Probably the first among my doubts is how on earth can you possibly reconcile the god of the Old Testament, a god who is vicious, merciless, uncaring when it comes to death of any people but his own- with the god of the New Testament- one who is kind, gentle, loving, and caring. The Bible says they are the same- his actions say different. And a He he must be- it is stated in the Bible, but that is not why I know his gender. If he were to exist, he is far more vicious and bloodthirsty than any military or political leader to have ever lived, and I cannot reconcile that with a woman’s often gentle nature. Women, in general, are capable of extreme violence, but mostly only in defense of others. Very, very few women are wantonly bloodthirsty for the sake of it- that is often the province of my gender- of men.
Given the actions of God in the Old Testament- his destruction of the earth out of disappointment, his allowing of the Jews to be punished in Egypt to prove a point, the wandering for 40 years, the slaughtering of infants, children, women, and animals he created, the wiping out of entire tribes of people, the disruption of man for trying to build a tower- all these things are not things I can imagine happening because of a caring emotion. You do not kill a child because you fear that one day he will become corrupt, although the Bible tells us that this is perfectly acceptable. You do not call yourself loving and caring overall and then slaughter that which you claim to care about.
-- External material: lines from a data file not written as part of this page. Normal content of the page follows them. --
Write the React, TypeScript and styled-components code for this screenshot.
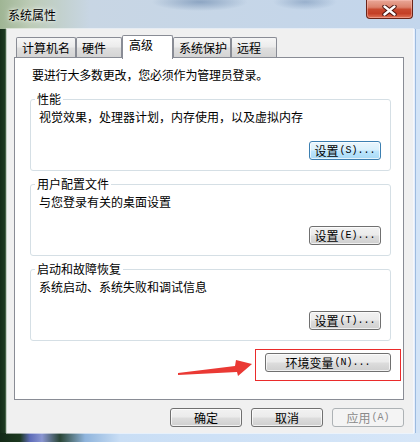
import React from "react";
import styled, { createGlobalStyle } from "styled-components";

const Global = createGlobalStyle`
  html, body { margin: 0; padding: 0; background: #ffffff; }
  body {
    font-family: "Noto Sans CJK SC", "Noto Sans", sans-serif;
    font-size: 12px;
    color: #000;
  }
  * { box-sizing: border-box; }
`;

const Window = styled.div`
  width: 420px;
  height: 442px;
  padding: 0 7px 9px 7px;
  display: flex;
  flex-direction: column;
  background:
    radial-gradient(ellipse 48px 9px at 200px 2px, rgba(70, 105, 150, 0.45), transparent),
    radial-gradient(ellipse 32px 8px at 305px 2px, rgba(70, 105, 150, 0.35), transparent),
    linear-gradient(to right, #142c18 0, #1e3a22 5px, #6c8a6c 6px, #8e9a92 7px) 0 29px / 7px 404px no-repeat,
    linear-gradient(to right, #e6eefa 0, #e6eefa 2px, #9dbbe0 2px, #9dbbe0 3px, #d3e4f7 3px) 100% 29px / 7px 404px no-repeat,
    linear-gradient(to right, #132a17 0, #1c3820 20px, #5e6cb8 30px, #8a96d2 42px, #2a4636 60px, #8fb4dc 85px, #c9def5 120px, #d6e6f8 100%) 0 433px / 100% 9px no-repeat,
    linear-gradient(to right, #9fb594 0, #bccbb6 30px, #c8d6e4 90px, #c3d6ec 100%);
`;

const TitleBar = styled.div`
  height: 29px;
  display: flex;
  justify-content: space-between;
  align-items: flex-start;
`;

const Title = styled.div`
  padding: 7px 0 0 1px;
  line-height: 16px;
  font-size: 12px;
  color: #000;
  text-shadow: 0 0 6px rgba(255, 255, 255, 0.95), 0 0 3px rgba(255, 255, 255, 0.9);
`;

const CloseButton = styled.div`
  width: 47px;
  height: 19px;
  border: 1px solid #6a2418;
  border-top: none;
  border-radius: 0 0 4px 4px;
  background: linear-gradient(#e9a898 0%, #dc826c 40%, #c84a30 52%, #c43f26 75%, #e07458 100%);
  box-shadow: inset 0 0 0 1px rgba(255, 200, 190, 0.45);
  display: flex;
  align-items: center;
  justify-content: center;
  padding-top: 2px;
`;

const Client = styled.div`
  height: 404px;
  background: #f0f0f0;
  padding: 6px 9px 0 7px;
  display: flex;
  flex-direction: column;
  box-shadow: 0 0 0 1px rgba(255, 255, 255, 0.55);
`;

const TabStrip = styled.div`
  height: 22px;
  padding-left: 2px;
  display: flex;
  align-items: flex-end;
  position: relative;
  z-index: 1;
`;

const Tab = styled.div<{ $w: number; $active?: boolean }>`
  width: ${(p) => p.$w}px;
  height: ${(p) => (p.$active ? 24 : 20)}px;
  margin-bottom: ${(p) => (p.$active ? -2 : 0)}px;
  border: 1px solid #898c95;
  border-bottom: none;
  border-radius: 2px 2px 0 0;
  padding: ${(p) => (p.$active ? "1px 0 0 6px" : "2px 0 0 5px")};
  line-height: 16px;
  white-space: nowrap;
  background: ${(p) =>
    p.$active ? "#ffffff" : "linear-gradient(#f6f6f6 0%, #ececec 45%, #dedede 55%, #d4d4d4 100%)"};
`;

const Panel = styled.div`
  height: 343px;
  border: 1px solid #898c95;
  background: #ffffff;
  padding: 9px 12px 0 15px;
  display: flex;
  flex-direction: column;
`;

const Intro = styled.div`
  line-height: 16px;
  padding-left: 2px;
  margin-bottom: 16px;
  letter-spacing: -0.2px;
`;

const GroupBox = styled.div`
  height: 72px;
  border: 1px solid #d5dfe5;
  border-radius: 3px;
  padding: 0 8px;
  display: flex;
  flex-direction: column;
  & + & {
    margin-top: 13px;
  }
`;

const Legend = styled.div`
  align-self: flex-start;
  margin: -9px 0 0 -4px;
  padding: 0 2px;
  background: #ffffff;
  line-height: 16px;
`;

const Desc = styled.div`
  margin-top: 2px;
  line-height: 16px;
`;

const Button = styled.div<{ $w?: number; $variant?: "default" | "disabled" | "normal" }>`
  width: ${(p) => p.$w ?? 72}px;
  height: 19px;
  border-radius: 3px;
  border: 1px solid
    ${(p) => (p.$variant === "default" ? "#3c7fb1" : p.$variant === "disabled" ? "#adb2b5" : "#707070")};
  background: ${(p) =>
    p.$variant === "default"
      ? "linear-gradient(#eaf6fd 0%, #d9f0fc 48%, #bee6fd 52%, #a7d9f5 100%)"
      : p.$variant === "disabled"
      ? "#f4f4f4"
      : "linear-gradient(#f2f2f2 0%, #ebebeb 48%, #dddddd 52%, #cfcfcf 100%)"};
  box-shadow: inset 0 0 0 1px rgba(255, 255, 255, ${(p) => (p.$variant === "disabled" ? 0 : 0.7)});
  color: ${(p) => (p.$variant === "disabled" ? "#8a8a8a" : "#000")};
  display: flex;
  align-items: center;
  justify-content: center;
  line-height: 17px;
  white-space: nowrap;
`;

const GroupButton = styled(Button)`
  align-self: flex-end;
  margin: 16px 1px 0 0;
`;

const Mn = styled.span`
  font-family: "Liberation Mono", "DejaVu Sans Mono", monospace;
  font-size: 10px;
  margin-left: 1px;
`;

const EnvRow = styled.div`
  margin-top: 12px;
  display: flex;
  justify-content: flex-end;
  position: relative;
`;

const Highlight = styled.div`
  position: absolute;
  right: -10px;
  top: -4px;
  width: 146px;
  height: 32px;
  border: 1px solid #ea2b2b;
  pointer-events: none;
`;

const Arrow = styled.svg`
  position: absolute;
  left: 146px;
  top: 2px;
`;

const Footer = styled.div`
  margin-top: 8px;
  display: flex;
  justify-content: flex-end;
  gap: 9px;
`;

const tabs: { label: string; w: number; active?: boolean }[] = [
  { label: "计算机名", w: 60 },
  { label: "硬件", w: 46 },
  { label: "高级", w: 51, active: true },
  { label: "系统保护", w: 58 },
  { label: "远程", w: 46 },
];

const groups = [
  { title: "性能", desc: "视觉效果，处理器计划，内存使用，以及虚拟内存", key: "(S)...", def: true },
  { title: "用户配置文件", desc: "与您登录有关的桌面设置", key: "(E)...", def: false },
  { title: "启动和故障恢复", desc: "系统启动、系统失败和调试信息", key: "(T)...", def: false },
];

export default function App() {
  return (
    <>
      <Global />
      <Window>
        <TitleBar>
          <Title>系统属性</Title>
          <CloseButton>
            <svg width="15" height="11" viewBox="0 0 15 11">
              <path d="M2.5 1.5 L12.5 9.5 M12.5 1.5 L2.5 9.5" stroke="#4a1410" strokeWidth="4.4" strokeLinecap="round" />
              <path d="M2.5 1.5 L12.5 9.5 M12.5 1.5 L2.5 9.5" stroke="#ffffff" strokeWidth="2.4" strokeLinecap="round" />
            </svg>
          </CloseButton>
        </TitleBar>
        <Client>
          <TabStrip>
            {tabs.map((t) => (
              <Tab key={t.label} $w={t.w} $active={t.active}>
                {t.label}
              </Tab>
            ))}
          </TabStrip>
          <Panel>
            <Intro>要进行大多数更改，您必须作为管理员登录。</Intro>
            {groups.map((g) => (
              <GroupBox key={g.title}>
                <Legend>{g.title}</Legend>
                <Desc>{g.desc}</Desc>
                <GroupButton $variant={g.def ? "default" : "normal"}>
                  设置<Mn>{g.key}</Mn>
                </GroupButton>
              </GroupBox>
            ))}
            <EnvRow>
              <Arrow width="80" height="24" viewBox="0 0 80 24">
                <polygon points="2,18 59,11 60,5 76,9 62,21 61,17 2,20" fill="#ea3934" />
              </Arrow>
              <Button $w={126}>
                环境变量<Mn>(N)...</Mn>
              </Button>
              <Highlight />
            </EnvRow>
          </Panel>
          <Footer>
            <Button>确定</Button>
            <Button>取消</Button>
            <Button $variant="disabled">
              应用<Mn>(A)</Mn>
            </Button>
          </Footer>
        </Client>
      </Window>
    </>
  );
}
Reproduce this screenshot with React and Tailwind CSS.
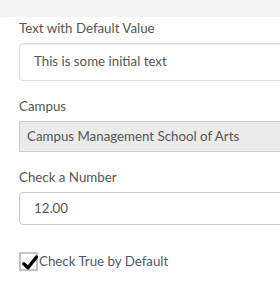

So there are only a few explanations- the first is that God has a very fluid personality. This scares me, because God would be eternal, if we follow the Bible’s teaching- and an eternal God with a rapidly changing personality (on an eternal timeline) is not something worthy of your worship. Caution, yes, worhip, no. Because one day, you will be singing praises, and he will decide he is sick of the noise, and cast you down into fire and brimstone to get you to finally shut up. Or maybe because he wants to hear you scream.
The other two options are that he is either totally reprehensible, or totally good. Obviously he is not totally good, or there would be no evil. And don’t tell me about free will and the necessity for evil that creates- Creationists and religious people in general are fond of saying God understands things we don’t, and that he knows all- so he should know of a way for people to exist with free will without quite so much pain- half of it caused intentionally by him. And if he didn’t, he could create one. After all, he is God. The other alternative is that he is totally evil- which thought scares me as well. And an evil god is not worthy of my respect or worship.
In the end, all those thoughts are moot- I do not believe, and have not for some time, although I have thoroughly tried for the majority of my life. And perhaps that is a good thing, in the end- because if I did believe, I could not in good conscience let God exist without doing my best to kill him, or at least strip him of all influence in this world without him blowing it up again. After all, he only promised he’d never flood the world again. Didn’t say anything about fire.
At any rate, most of that thinking doesn’t matter anymore- thanks to The God Delusion. I’m notoriously scatterbrained, and have trouble following trains of thought all the way to their destination- my trains sort of teleport from track to track, and may or may not end up in the same county. The God Delusion helped to smooth out the bumps in my random musings, and helped me to have the courage to admit to myself that everything I have been taught and immersed in for twenty years did not matter to me in the slightest in terms of how to live my life, because- God does not exist.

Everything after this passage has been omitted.